The deportees are citizens of Greece, Italy, France, Ireland, Sweden, Poland, Germany, Bulgaria, Lithuania, Austria, Luxembourg, Finland,… pic.twitter.com/DqcGLOJov7
— Israel Foreign Ministry (@IsraelMFA) October 6, 2025
Marie Mesmeur, elle, affirme que les mauvais traitements ont été « continus », jusqu’à leur extradition vers la Grèce, sans possibilité d’accès à des médicaments ni de voir un avocat. « Nous avons été libérés face à la pression internationale autour d’Israël, estime-t-elle.
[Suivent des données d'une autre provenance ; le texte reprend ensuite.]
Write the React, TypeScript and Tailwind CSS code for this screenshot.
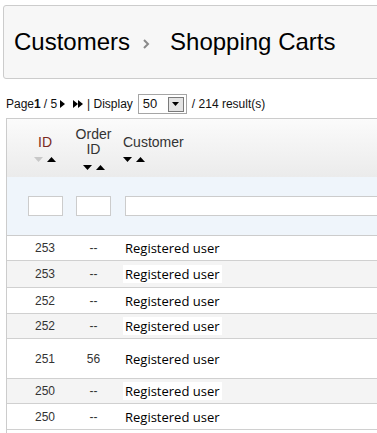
import React from "react";

const rows = [
  { id: "253", order: "--", h: "h-[25px]", alt: false },
  { id: "253", order: "--", h: "h-[27px]", alt: true },
  { id: "252", order: "--", h: "h-[26px]", alt: false },
  { id: "252", order: "--", h: "h-[25px]", alt: true },
  { id: "251", order: "56", h: "h-[40px]", alt: false },
  { id: "250", order: "--", h: "h-[25px]", alt: true },
  { id: "250", order: "--", h: "h-[26px]", alt: false },
];

const Tri = ({ dir, color }: { dir: "up" | "down"; color: string }) => (
  <svg width="9" height="5" viewBox="0 0 9 5">
    {dir === "down" ? (
      <polygon points="0,0 9,0 4.5,5" fill={color} />
    ) : (
      <polygon points="0,5 9,5 4.5,0" fill={color} />
    )}
  </svg>
);

const SortArrows = ({ downColor = "#000" }: { downColor?: string }) => (
  <div className="flex items-center gap-[4px]">
    <Tri dir="down" color={downColor} />
    <Tri dir="up" color="#000" />
  </div>
);

const Right = () => (
  <svg width="5" height="8" viewBox="0 0 5 8">
    <polygon points="0,0 5,4 0,8" fill="#000" />
  </svg>
);

export default function App() {
  return (
    <div
      className="w-[377px] h-[433px] overflow-hidden bg-white"
      style={{ fontFamily: '"Liberation Sans", Arial, sans-serif' }}
    >
      <div className="ml-[3px] mt-[5px] w-[420px] h-[74px] border border-[#cccccc] rounded-[3px] bg-[#f7f7f7] flex items-center pl-[10px] text-[24px] text-black">
        <span>Customers</span>
        <svg width="8" height="10" viewBox="0 0 8 10" className="ml-[12px] mr-[20px] mt-[3px]">
          <path d="M2 1 L6 5 L2 9" stroke="#8a8a8a" strokeWidth="2" fill="none" />
        </svg>
        <span>Shopping Carts</span>
      </div>

      <div className="mt-[15px] ml-[6px] h-[20px] flex items-center text-[12px] text-[#111]">
        <span>Page</span>
        <span className="font-bold">1</span>
        <span className="ml-[3px]">/ 5</span>
        <span className="ml-[3px]">
          <Right />
        </span>
        <span className="ml-[8px] flex">
          <Right />
          <Right />
        </span>
        <span className="ml-[4px]">| Display</span>
        <div className="ml-[5px] w-[49px] h-[20px] border border-[#a5a5a5] bg-white flex items-center justify-between pl-[4px] pr-[2px]">
          <span className="text-[13px]">50</span>
          <div className="w-[16px] h-[15px] border border-[#7a7a7a] bg-[#e4e4e4] flex items-center justify-center">
            <svg width="7" height="4" viewBox="0 0 7 4">
              <polygon points="0,0 7,0 3.5,4" fill="#000" />
            </svg>
          </div>
        </div>
        <span className="ml-[5px]">/ 214 result(s)</span>
      </div>

      <div className="mt-[4px] ml-[6px] w-[420px] border-l border-t border-[#cccccc]">
        <div className="h-[58px] flex bg-gradient-to-b from-[#fbfbfb] to-[#ebebeb] text-[14px]">
          <div className="w-[62px] pl-[14px] flex flex-col items-center justify-center">
            <span className="leading-[16px] text-[#7b2a22]">ID</span>
            <div className="mt-[7px]">
              <SortArrows downColor="#c8c8c8" />
            </div>
          </div>
          <div className="w-[49px] flex flex-col items-center justify-center text-[#333]">
            <span className="leading-[15px] text-center">
              Order
              <br />
              ID
            </span>
            <div className="mt-[8px]">
              <SortArrows />
            </div>
          </div>
          <div className="flex-1 pl-[5px] flex flex-col justify-center text-[#333]">
            <span className="leading-[16px]">Customer</span>
            <div className="mt-[7px]">
              <SortArrows />
            </div>
          </div>
        </div>

        <div className="h-[59px] flex items-center bg-[#eff5fb] border-b border-[#cccccc]">
          <div className="w-[62px] pl-[14px] flex justify-center">
            <div className="w-[35px] h-[20px] bg-white border border-[#cccccc]" />
          </div>
          <div className="w-[49px] flex justify-center">
            <div className="w-[35px] h-[20px] bg-white border border-[#cccccc]" />
          </div>
          <div className="flex-1 pl-[7px]">
            <div className="h-[20px] bg-white border border-[#cccccc]" />
          </div>
        </div>

        {rows.map((r, i) => (
          <div
            key={i}
            className={`${r.h} flex items-center border-b border-[#d0d0d0] ${r.alt ? "bg-[#f4f4f4]" : "bg-white"}`}
          >
            <div className="w-[62px] pl-[14px] text-center text-[12px] text-[#333]">{r.id}</div>
            <div className="w-[49px] text-center text-[12px] text-[#333]">{r.order}</div>
            <div className="flex-1 pl-[5px]">
              <span
                className={`text-[13px] text-black px-[2px] ${r.alt ? "bg-white" : ""}`}
                style={{ fontFamily: '"Open Sans", "Noto Sans", sans-serif' }}
              >
                Registered user
              </span>
            </div>
          </div>
        ))}
        <div className="h-[26px] bg-white" />
      </div>
    </div>
  );
}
Pour être libéré dans les 72 heures, on nous a proposé de signer un papier qui indiquait qu’on était entré illégalement sur le territoire alors que c’est faux, qu’on n’était interdit de revenir sur le sol israélien pendant 100 ans. J’ai refusé de le signer car cela aurait voulu dire que c’était un aveu de culpabilité. Or, on avait le droit avec nous ».
« On a subi un fragment de ce que vivent les Palestiniens »
Cinq jours plus tard, elle a donc été conduite jusqu’à l’aéroport, direction la Grèce. « On a su qu’on nous extradait seulement 15 minutes avant d’arriver à l’aéroport.On nous a mis dans un bus de 6h à 14h sans savoir où on allait, sans eau ni nourriture ni d’endroit où faire nos besoins. Mais on a subi un fragment de ce que vivent les Palestiniens depuis 1948».
Une fois en Europe, la députée LFI n’a pas attendu pour tirer à boulet rouge sur le gouvernement et l’accuser d’avoir « laissé tomber » les militants français. « N
ous avons été abandonnés. L’Espagne a affrété un avion militaire pour ramener ses compatriotes. Emmanuel Macron n’a pas eu un seul mot sur la flottille et le ministre des affaires étrangères Jean-Noël Barrot a parlé de nous comme des voyageurs». Selon Pascal Confavreux, porte-parole du ministère de l’Europe et des affaires étrangères, « l’ensemble de nos ressortissants a pu bénéficier de la protection consulaire, dès leur arrivée à la prison de Ktziot, vendredi dernier, jusqu’à leur départ vers la Grèce ».
De retour à Rennes depuis ce jeudi après-midi, après quelques jours à Paris, la députée LFI se dit aujourd’hui « politiquement combative ». « J’ai vécu cet échec car on n’a pas réussi à briser ce blocus, mais on a plus que jamais parlé de la Palestine et du génocide en cours à Gaza. Tant que la Palestine ne sera pas libre, je continuerai à lutter, on le doit au peuple palestinien. Nous retournerons à Gaza, moi ou d’autres ».